SET EXERCISE
Leave out the images; return the rest of the data exactly.

EXTRACTED INFORMATION
==========

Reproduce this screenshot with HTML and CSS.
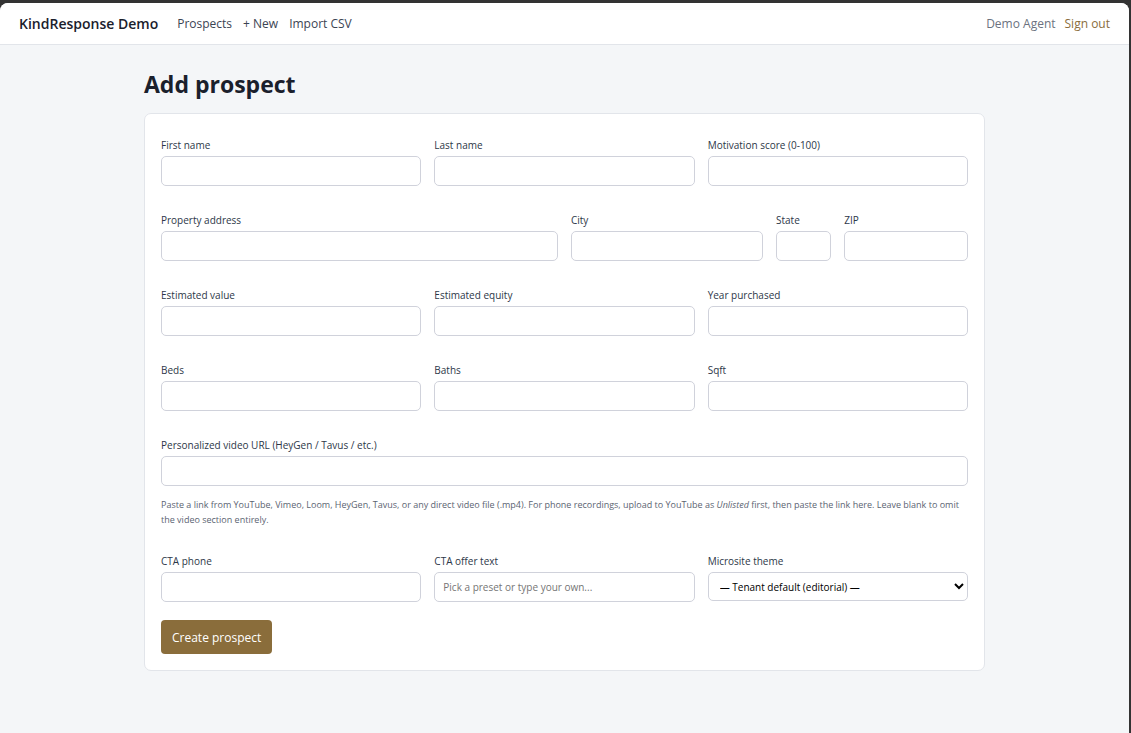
FILE: index.html
```html
<!DOCTYPE html>
<html lang="en">

<head>
	<meta charset="utf-8">
	<title>Add prospect</title>
	<link rel="stylesheet" href="styles.css">
</head>

<body>
	<div class="window">
		<header class="topbar">
			<a class="brand" href="#">KindResponse Demo</a>
			<nav class="nav">
				<a href="#">Prospects</a>
				<a href="#">+ New</a>
				<a href="#">Import CSV</a>
			</nav>
			<div class="account">
				<span>Demo Agent</span>
				<a href="#">Sign out</a>
			</div>
		</header>

		<main class="container">
			<h1>Add prospect</h1>
			<form class="card">
				<div class="grid">
					<div class="field span-4">
						<label for="first-name">First name</label>
						<input type="text" id="first-name">
					</div>
					<div class="field span-4">
						<label for="last-name">Last name</label>
						<input type="text" id="last-name">
					</div>
					<div class="field span-4">
						<label for="score">Motivation score (0-100)</label>
						<input type="number" id="score" min="0" max="100">
					</div>

					<div class="field span-6">
						<label for="address">Property address</label>
						<input type="text" id="address">
					</div>
					<div class="field span-3">
						<label for="city">City</label>
						<input type="text" id="city">
					</div>
					<div class="field span-1">
						<label for="state">State</label>
						<input type="text" id="state" maxlength="2">
					</div>
					<div class="field span-2">
						<label for="zip">ZIP</label>
						<input type="text" id="zip">
					</div>

					<div class="field span-4">
						<label for="value">Estimated value</label>
						<input type="number" id="value">
					</div>
					<div class="field span-4">
						<label for="equity">Estimated equity</label>
						<input type="number" id="equity">
					</div>
					<div class="field span-4">
						<label for="year">Year purchased</label>
						<input type="number" id="year">
					</div>

					<div class="field span-4">
						<label for="beds">Beds</label>
						<input type="number" id="beds">
					</div>
					<div class="field span-4">
						<label for="baths">Baths</label>
						<input type="number" id="baths">
					</div>
					<div class="field span-4">
						<label for="sqft">Sqft</label>
						<input type="number" id="sqft">
					</div>

					<div class="field span-12">
						<label for="video">Personalized video URL (HeyGen / Tavus / etc.)</label>
						<input type="url" id="video">
						<p class="help">Paste a link from YouTube, Vimeo, Loom, HeyGen, Tavus, or any direct video file (.mp4). For phone recordings, upload to YouTube as <em>Unlisted</em> first, then paste the link here. Leave blank to omit the video section entirely.</p>
					</div>

					<div class="field span-4">
						<label for="phone">CTA phone</label>
						<input type="tel" id="phone">
					</div>
					<div class="field span-4">
						<label for="offer">CTA offer text</label>
						<input type="text" id="offer" placeholder="Pick a preset or type your own...">
					</div>
					<div class="field span-4">
						<label for="theme">Microsite theme</label>
						<select id="theme">
							<option>— Tenant default (editorial) —</option>
						</select>
					</div>
				</div>
				<button class="btn" type="submit">Create prospect</button>
			</form>
		</main>
	</div>
</body>

</html>
```

FILE: styles.css
```css
* {
	box-sizing: border-box;
}
body {
	margin: 0;
	padding: 3px 2px 0 0;
	min-height: 100vh;
	display: flex;
	background: #333;
	color: #1a202c;
	font-family: "Segoe UI", "Open Sans", sans-serif;
	font-size: 12px;
	line-height: 18px;
}
a {
	color: inherit;
	text-decoration: none;
}
.window {
	flex: 1;
	background: #f4f6f8;
	border-radius: 8px 8px 0 0;
	overflow: hidden;
}
.topbar {
	display: flex;
	align-items: center;
	padding: 12px 19px 11px;
	background: #fff;
	border-bottom: 1px solid #e2e5ea;
}
.brand {
	margin-right: 19px;
	font-size: 14px;
	font-weight: 600;
}
.nav {
	display: flex;
	gap: 11px;
	color: #3b4453;
}
.account {
	display: flex;
	gap: 9px;
	margin-left: auto;
	color: #6b7280;
}
.account a {
	color: #8a6d3b;
}
.container {
	max-width: 841px;
	margin: 0 auto;
	padding: 23px 0;
}
h1 {
	margin: 0 0 13px;
	font-size: 23px;
	line-height: 32px;
}
.card {
	padding: 23px 16px 16px;
	background: #fff;
	border: 1px solid #e2e5ea;
	border-radius: 7px;
}
.grid {
	display: grid;
	grid-template-columns: repeat(12, minmax(0, 1fr));
	gap: 26px 13px;
	margin-bottom: 18px;
}
.span-1 { grid-column: span 1; }
.span-2 { grid-column: span 2; }
.span-3 { grid-column: span 3; }
.span-4 { grid-column: span 4; }
.span-6 { grid-column: span 6; }
.span-12 { grid-column: span 12; }
label {
	display: block;
	margin-bottom: 3px;
	color: #2d3748;
	font-size: 10px;
	line-height: 16px;
}
input, select {
	display: block;
	width: 100%;
	height: 30px;
	padding: 0 8px;
	background: #fff;
	border: 1px solid #d0d2db;
	border-radius: 5px;
	font-family: inherit;
	font-size: 10px;
}
select {
	height: 29px;
	padding: 0 7px;
	color: #000;
}
input::placeholder {
	color: #757575;
}
.help {
	margin: 11px 0 0;
	color: #5b6472;
	font-size: 9px;
	line-height: 15px;
}
.btn {
	display: block;
	height: 34px;
	padding: 0 11px;
	background: #8a6d3b;
	color: #fff;
	border: 0;
	border-radius: 4px;
	font-family: inherit;
	font-size: 12px;
}
```
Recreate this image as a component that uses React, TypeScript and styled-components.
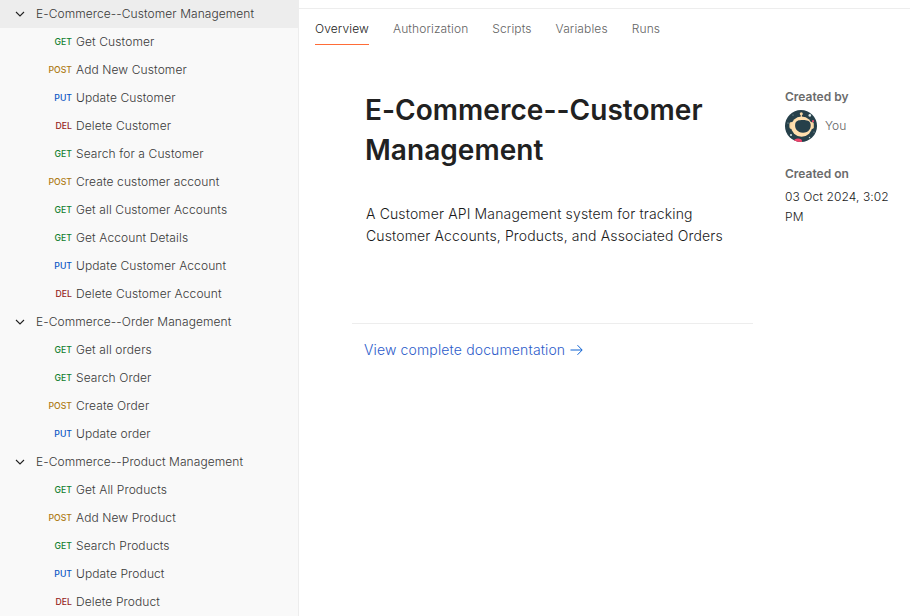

==========

EXERCISE RESULT
Reproduce this screenshot with HTML and CSS.
FILE: index.html
```html
<!DOCTYPE html>
<html lang="en">

<head>
	<meta charset="utf-8">
	<title>Add prospect</title>
	<link rel="stylesheet" href="styles.css">
</head>

<body>
	<div class="window">
		<header class="topbar">
			<a class="brand" href="#">KindResponse Demo</a>
			<nav class="nav">
				<a href="#">Prospects</a>
				<a href="#">+ New</a>
				<a href="#">Import CSV</a>
			</nav>
			<div class="account">
				<span>Demo Agent</span>
				<a href="#">Sign out</a>
			</div>
		</header>

		<main class="container">
			<h1>Add prospect</h1>
			<form class="card">
				<div class="grid">
					<div class="field span-4">
						<label for="first-name">First name</label>
						<input type="text" id="first-name">
					</div>
					<div class="field span-4">
						<label for="last-name">Last name</label>
						<input type="text" id="last-name">
					</div>
					<div class="field span-4">
						<label for="score">Motivation score (0-100)</label>
						<input type="number" id="score" min="0" max="100">
					</div>

					<div class="field span-6">
						<label for="address">Property address</label>
						<input type="text" id="address">
					</div>
					<div class="field span-3">
						<label for="city">City</label>
						<input type="text" id="city">
					</div>
					<div class="field span-1">
						<label for="state">State</label>
						<input type="text" id="state" maxlength="2">
					</div>
					<div class="field span-2">
						<label for="zip">ZIP</label>
						<input type="text" id="zip">
					</div>

					<div class="field span-4">
						<label for="value">Estimated value</label>
						<input type="number" id="value">
					</div>
					<div class="field span-4">
						<label for="equity">Estimated equity</label>
						<input type="number" id="equity">
					</div>
					<div class="field span-4">
						<label for="year">Year purchased</label>
						<input type="number" id="year">
					</div>

					<div class="field span-4">
						<label for="beds">Beds</label>
						<input type="number" id="beds">
					</div>
					<div class="field span-4">
						<label for="baths">Baths</label>
						<input type="number" id="baths">
					</div>
					<div class="field span-4">
						<label for="sqft">Sqft</label>
						<input type="number" id="sqft">
					</div>

					<div class="field span-12">
						<label for="video">Personalized video URL (HeyGen / Tavus / etc.)</label>
						<input type="url" id="video">
						<p class="help">Paste a link from YouTube, Vimeo, Loom, HeyGen, Tavus, or any direct video file (.mp4). For phone recordings, upload to YouTube as <em>Unlisted</em> first, then paste the link here. Leave blank to omit the video section entirely.</p>
					</div>

					<div class="field span-4">
						<label for="phone">CTA phone</label>
						<input type="tel" id="phone">
					</div>
					<div class="field span-4">
						<label for="offer">CTA offer text</label>
						<input type="text" id="offer" placeholder="Pick a preset or type your own...">
					</div>
					<div class="field span-4">
						<label for="theme">Microsite theme</label>
						<select id="theme">
							<option>— Tenant default (editorial) —</option>
						</select>
					</div>
				</div>
				<button class="btn" type="submit">Create prospect</button>
			</form>
		</main>
	</div>
</body>

</html>
```

FILE: styles.css
```css
* {
	box-sizing: border-box;
}
body {
	margin: 0;
	padding: 3px 2px 0 0;
	min-height: 100vh;
	display: flex;
	background: #333;
	color: #1a202c;
	font-family: "Segoe UI", "Open Sans", sans-serif;
	font-size: 12px;
	line-height: 18px;
}
a {
	color: inherit;
	text-decoration: none;
}
.window {
	flex: 1;
	background: #f4f6f8;
	border-radius: 8px 8px 0 0;
	overflow: hidden;
}
.topbar {
	display: flex;
	align-items: center;
	padding: 12px 19px 11px;
	background: #fff;
	border-bottom: 1px solid #e2e5ea;
}
.brand {
	margin-right: 19px;
	font-size: 14px;
	font-weight: 600;
}
.nav {
	display: flex;
	gap: 11px;
	color: #3b4453;
}
.account {
	display: flex;
	gap: 9px;
	margin-left: auto;
	color: #6b7280;
}
.account a {
	color: #8a6d3b;
}
.container {
	max-width: 841px;
	margin: 0 auto;
	padding: 23px 0;
}
h1 {
	margin: 0 0 13px;
	font-size: 23px;
	line-height: 32px;
}
.card {
	padding: 23px 16px 16px;
	background: #fff;
	border: 1px solid #e2e5ea;
	border-radius: 7px;
}
.grid {
	display: grid;
	grid-template-columns: repeat(12, minmax(0, 1fr));
	gap: 26px 13px;
	margin-bottom: 18px;
}
.span-1 { grid-column: span 1; }
.span-2 { grid-column: span 2; }
.span-3 { grid-column: span 3; }
.span-4 { grid-column: span 4; }
.span-6 { grid-column: span 6; }
.span-12 { grid-column: span 12; }
label {
	display: block;
	margin-bottom: 3px;
	color: #2d3748;
	font-size: 10px;
	line-height: 16px;
}
input, select {
	display: block;
	width: 100%;
	height: 30px;
	padding: 0 8px;
	background: #fff;
	border: 1px solid #d0d2db;
	border-radius: 5px;
	font-family: inherit;
	font-size: 10px;
}
select {
	height: 29px;
	padding: 0 7px;
	color: #000;
}
input::placeholder {
	color: #757575;
}
.help {
	margin: 11px 0 0;
	color: #5b6472;
	font-size: 9px;
	line-height: 15px;
}
.btn {
	display: block;
	height: 34px;
	padding: 0 11px;
	background: #8a6d3b;
	color: #fff;
	border: 0;
	border-radius: 4px;
	font-family: inherit;
	font-size: 12px;
}
```
Recreate this image as a component that uses React, TypeScript and styled-components.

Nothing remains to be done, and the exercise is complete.